• _Written task_: The lines from the top of the material through the line with "</HeaderRow>" are to be set down exactly. Leave the pictures out.

• _Dataset section_:
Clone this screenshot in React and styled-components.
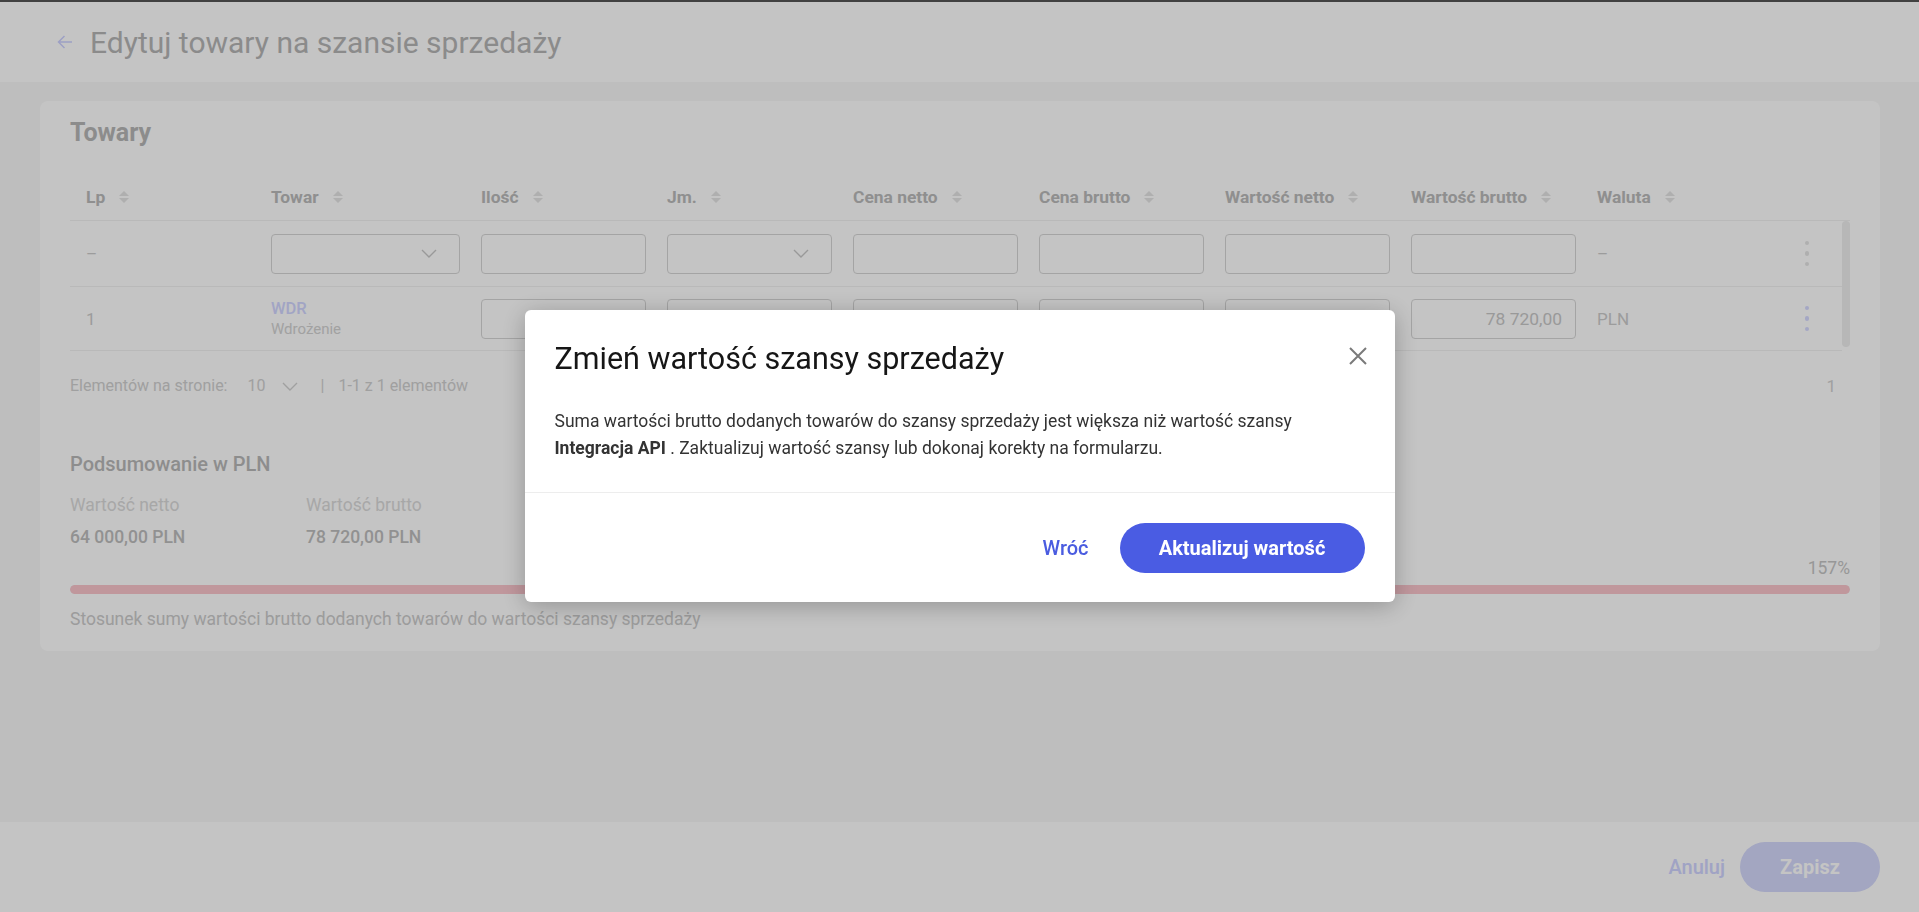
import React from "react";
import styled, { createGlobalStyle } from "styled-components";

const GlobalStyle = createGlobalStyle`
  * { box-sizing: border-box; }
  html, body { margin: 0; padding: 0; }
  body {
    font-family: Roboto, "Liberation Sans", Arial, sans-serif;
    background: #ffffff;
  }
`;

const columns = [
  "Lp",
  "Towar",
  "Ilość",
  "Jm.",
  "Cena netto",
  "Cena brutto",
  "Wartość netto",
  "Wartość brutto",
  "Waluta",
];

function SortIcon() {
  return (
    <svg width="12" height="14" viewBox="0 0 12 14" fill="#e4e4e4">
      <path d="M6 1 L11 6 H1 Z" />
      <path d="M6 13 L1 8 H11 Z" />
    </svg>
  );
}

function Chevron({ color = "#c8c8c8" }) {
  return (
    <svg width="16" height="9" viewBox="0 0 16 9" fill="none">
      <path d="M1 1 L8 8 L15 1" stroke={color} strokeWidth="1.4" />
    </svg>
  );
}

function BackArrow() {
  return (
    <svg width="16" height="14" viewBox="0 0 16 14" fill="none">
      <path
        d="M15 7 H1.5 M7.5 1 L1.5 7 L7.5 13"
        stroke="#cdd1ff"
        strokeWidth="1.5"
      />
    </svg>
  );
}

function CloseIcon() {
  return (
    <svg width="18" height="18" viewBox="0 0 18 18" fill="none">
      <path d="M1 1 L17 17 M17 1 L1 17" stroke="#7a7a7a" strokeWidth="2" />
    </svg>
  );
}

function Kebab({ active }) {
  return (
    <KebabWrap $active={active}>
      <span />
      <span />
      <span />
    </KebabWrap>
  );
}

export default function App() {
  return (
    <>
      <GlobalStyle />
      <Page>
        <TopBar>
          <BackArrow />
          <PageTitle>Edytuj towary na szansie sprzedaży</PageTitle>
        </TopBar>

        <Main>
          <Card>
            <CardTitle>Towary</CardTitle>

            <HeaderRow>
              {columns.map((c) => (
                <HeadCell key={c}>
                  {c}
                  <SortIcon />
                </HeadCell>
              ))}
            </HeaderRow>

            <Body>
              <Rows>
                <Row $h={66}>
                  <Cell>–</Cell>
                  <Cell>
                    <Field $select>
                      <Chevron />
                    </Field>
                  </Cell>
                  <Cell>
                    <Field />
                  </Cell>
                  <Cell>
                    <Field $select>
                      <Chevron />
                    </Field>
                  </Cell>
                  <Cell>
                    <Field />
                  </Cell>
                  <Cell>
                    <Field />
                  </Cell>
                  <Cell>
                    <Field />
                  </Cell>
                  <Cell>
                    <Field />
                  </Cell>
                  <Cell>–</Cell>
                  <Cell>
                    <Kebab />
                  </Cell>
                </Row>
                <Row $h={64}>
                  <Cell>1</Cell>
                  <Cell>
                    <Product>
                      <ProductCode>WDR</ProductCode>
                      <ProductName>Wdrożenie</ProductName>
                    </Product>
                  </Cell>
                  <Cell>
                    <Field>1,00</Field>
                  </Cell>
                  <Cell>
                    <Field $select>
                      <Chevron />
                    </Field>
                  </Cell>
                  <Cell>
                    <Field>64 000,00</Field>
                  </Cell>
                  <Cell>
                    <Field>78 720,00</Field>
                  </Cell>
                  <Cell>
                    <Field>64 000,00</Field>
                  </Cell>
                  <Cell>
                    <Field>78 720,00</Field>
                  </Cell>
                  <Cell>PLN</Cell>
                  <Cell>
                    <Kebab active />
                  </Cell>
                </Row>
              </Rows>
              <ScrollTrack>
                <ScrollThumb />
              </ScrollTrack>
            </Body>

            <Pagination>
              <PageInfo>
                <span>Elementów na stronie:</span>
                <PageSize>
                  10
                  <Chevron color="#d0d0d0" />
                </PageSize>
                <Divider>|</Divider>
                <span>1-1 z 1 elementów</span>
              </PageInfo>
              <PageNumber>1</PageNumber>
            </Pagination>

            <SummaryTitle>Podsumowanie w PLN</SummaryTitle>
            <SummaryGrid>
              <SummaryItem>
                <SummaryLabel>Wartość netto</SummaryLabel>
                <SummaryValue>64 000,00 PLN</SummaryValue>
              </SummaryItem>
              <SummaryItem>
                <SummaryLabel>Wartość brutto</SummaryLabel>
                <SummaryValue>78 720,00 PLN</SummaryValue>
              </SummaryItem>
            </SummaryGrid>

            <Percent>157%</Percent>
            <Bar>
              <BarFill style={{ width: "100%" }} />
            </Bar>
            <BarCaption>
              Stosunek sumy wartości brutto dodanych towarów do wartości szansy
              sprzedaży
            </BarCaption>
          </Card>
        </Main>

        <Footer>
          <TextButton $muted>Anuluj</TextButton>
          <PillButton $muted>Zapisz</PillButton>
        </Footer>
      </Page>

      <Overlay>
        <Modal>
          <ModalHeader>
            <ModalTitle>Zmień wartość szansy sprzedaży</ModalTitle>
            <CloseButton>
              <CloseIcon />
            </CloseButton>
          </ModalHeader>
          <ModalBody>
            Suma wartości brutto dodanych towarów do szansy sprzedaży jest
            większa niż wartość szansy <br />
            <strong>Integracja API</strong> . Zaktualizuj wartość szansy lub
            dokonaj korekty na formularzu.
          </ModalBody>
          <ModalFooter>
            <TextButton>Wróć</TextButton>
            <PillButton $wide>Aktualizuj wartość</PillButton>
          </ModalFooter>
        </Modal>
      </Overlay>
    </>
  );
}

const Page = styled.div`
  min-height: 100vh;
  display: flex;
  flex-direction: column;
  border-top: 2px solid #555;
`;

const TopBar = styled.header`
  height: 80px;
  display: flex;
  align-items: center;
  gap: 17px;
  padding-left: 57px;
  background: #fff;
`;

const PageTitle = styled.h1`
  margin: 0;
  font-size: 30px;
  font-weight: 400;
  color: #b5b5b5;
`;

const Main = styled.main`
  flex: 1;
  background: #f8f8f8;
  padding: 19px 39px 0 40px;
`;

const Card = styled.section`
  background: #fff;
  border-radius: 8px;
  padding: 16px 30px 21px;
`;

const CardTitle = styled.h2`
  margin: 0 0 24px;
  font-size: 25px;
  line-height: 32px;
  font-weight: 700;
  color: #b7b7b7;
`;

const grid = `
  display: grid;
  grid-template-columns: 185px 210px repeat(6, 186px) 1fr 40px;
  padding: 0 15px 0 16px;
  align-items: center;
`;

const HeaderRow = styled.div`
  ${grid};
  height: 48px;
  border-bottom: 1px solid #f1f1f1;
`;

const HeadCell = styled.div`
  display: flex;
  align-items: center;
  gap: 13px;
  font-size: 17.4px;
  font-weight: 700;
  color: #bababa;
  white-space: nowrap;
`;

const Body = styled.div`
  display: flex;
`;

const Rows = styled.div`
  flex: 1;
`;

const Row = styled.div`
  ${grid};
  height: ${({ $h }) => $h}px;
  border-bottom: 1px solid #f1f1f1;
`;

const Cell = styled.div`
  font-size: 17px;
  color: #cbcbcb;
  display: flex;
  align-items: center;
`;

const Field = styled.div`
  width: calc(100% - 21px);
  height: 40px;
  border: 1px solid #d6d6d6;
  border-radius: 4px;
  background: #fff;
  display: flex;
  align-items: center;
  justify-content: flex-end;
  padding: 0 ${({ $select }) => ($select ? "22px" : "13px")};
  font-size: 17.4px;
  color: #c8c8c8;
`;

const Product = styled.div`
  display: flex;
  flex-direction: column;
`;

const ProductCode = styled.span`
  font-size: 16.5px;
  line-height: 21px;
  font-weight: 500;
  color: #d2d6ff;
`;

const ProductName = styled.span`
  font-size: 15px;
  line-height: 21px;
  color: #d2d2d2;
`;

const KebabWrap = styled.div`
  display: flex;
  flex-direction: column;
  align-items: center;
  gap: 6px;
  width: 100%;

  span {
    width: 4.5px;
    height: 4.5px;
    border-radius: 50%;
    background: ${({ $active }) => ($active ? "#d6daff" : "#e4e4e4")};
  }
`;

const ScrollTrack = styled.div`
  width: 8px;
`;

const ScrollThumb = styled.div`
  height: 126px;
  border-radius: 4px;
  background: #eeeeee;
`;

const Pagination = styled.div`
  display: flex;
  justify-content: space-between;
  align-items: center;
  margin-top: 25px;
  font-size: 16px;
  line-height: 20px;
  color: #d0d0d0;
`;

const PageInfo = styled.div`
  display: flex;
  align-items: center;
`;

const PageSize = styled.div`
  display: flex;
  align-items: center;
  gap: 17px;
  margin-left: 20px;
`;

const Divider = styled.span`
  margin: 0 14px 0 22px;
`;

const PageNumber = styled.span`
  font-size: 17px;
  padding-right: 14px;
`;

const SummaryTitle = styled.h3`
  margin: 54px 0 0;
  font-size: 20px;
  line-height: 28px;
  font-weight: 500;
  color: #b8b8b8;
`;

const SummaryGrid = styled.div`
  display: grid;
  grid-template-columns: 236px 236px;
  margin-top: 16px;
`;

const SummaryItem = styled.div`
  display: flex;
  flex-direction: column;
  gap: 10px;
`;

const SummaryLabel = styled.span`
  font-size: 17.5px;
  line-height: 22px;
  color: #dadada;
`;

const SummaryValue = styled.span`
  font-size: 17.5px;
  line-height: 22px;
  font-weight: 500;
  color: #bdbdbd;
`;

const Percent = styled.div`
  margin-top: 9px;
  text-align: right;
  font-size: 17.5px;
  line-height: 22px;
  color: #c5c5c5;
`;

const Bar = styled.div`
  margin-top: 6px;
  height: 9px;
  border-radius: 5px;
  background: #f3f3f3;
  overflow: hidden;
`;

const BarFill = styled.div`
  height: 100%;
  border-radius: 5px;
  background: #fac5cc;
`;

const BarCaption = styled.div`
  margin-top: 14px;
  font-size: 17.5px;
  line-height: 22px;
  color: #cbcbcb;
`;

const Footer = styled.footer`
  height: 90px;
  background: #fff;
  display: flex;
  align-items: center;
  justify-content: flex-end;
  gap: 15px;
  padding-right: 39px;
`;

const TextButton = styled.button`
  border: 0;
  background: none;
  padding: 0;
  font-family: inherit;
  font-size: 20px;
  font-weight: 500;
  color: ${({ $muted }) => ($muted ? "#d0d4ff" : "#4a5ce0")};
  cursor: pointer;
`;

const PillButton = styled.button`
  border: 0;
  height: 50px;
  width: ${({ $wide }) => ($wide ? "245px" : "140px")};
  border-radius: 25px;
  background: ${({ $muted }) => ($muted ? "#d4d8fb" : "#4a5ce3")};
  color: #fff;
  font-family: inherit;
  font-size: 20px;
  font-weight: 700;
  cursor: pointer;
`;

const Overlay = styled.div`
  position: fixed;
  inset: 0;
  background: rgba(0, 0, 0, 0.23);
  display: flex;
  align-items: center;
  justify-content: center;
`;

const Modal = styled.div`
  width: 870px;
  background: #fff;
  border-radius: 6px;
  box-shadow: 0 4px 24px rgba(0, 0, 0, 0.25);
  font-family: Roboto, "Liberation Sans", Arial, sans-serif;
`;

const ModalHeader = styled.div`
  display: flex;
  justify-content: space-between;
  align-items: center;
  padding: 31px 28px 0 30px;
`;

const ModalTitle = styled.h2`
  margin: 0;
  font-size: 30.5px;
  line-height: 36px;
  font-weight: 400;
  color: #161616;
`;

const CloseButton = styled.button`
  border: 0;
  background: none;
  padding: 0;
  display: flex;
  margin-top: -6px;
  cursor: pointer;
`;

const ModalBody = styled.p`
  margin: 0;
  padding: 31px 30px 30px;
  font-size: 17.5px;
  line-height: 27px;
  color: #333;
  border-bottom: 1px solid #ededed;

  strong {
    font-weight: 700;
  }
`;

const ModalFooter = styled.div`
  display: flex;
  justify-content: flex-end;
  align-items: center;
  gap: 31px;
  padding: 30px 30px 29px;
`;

• _Written answer_:
Clone this screenshot in React and styled-components.
import React from "react";
import styled, { createGlobalStyle } from "styled-components";

const GlobalStyle = createGlobalStyle`
  * { box-sizing: border-box; }
  html, body { margin: 0; padding: 0; }
  body {
    font-family: Roboto, "Liberation Sans", Arial, sans-serif;
    background: #ffffff;
  }
`;

const columns = [
  "Lp",
  "Towar",
  "Ilość",
  "Jm.",
  "Cena netto",
  "Cena brutto",
  "Wartość netto",
  "Wartość brutto",
  "Waluta",
];

function SortIcon() {
  return (
    <svg width="12" height="14" viewBox="0 0 12 14" fill="#e4e4e4">
      <path d="M6 1 L11 6 H1 Z" />
      <path d="M6 13 L1 8 H11 Z" />
    </svg>
  );
}

function Chevron({ color = "#c8c8c8" }) {
  return (
    <svg width="16" height="9" viewBox="0 0 16 9" fill="none">
      <path d="M1 1 L8 8 L15 1" stroke={color} strokeWidth="1.4" />
    </svg>
  );
}

function BackArrow() {
  return (
    <svg width="16" height="14" viewBox="0 0 16 14" fill="none">
      <path
        d="M15 7 H1.5 M7.5 1 L1.5 7 L7.5 13"
        stroke="#cdd1ff"
        strokeWidth="1.5"
      />
    </svg>
  );
}

function CloseIcon() {
  return (
    <svg width="18" height="18" viewBox="0 0 18 18" fill="none">
      <path d="M1 1 L17 17 M17 1 L1 17" stroke="#7a7a7a" strokeWidth="2" />
    </svg>
  );
}

function Kebab({ active }) {
  return (
    <KebabWrap $active={active}>
      <span />
      <span />
      <span />
    </KebabWrap>
  );
}

export default function App() {
  return (
    <>
      <GlobalStyle />
      <Page>
        <TopBar>
          <BackArrow />
          <PageTitle>Edytuj towary na szansie sprzedaży</PageTitle>
        </TopBar>

        <Main>
          <Card>
            <CardTitle>Towary</CardTitle>

            <HeaderRow>
              {columns.map((c) => (
                <HeadCell key={c}>
                  {c}
                  <SortIcon />
                </HeadCell>
              ))}
            </HeaderRow>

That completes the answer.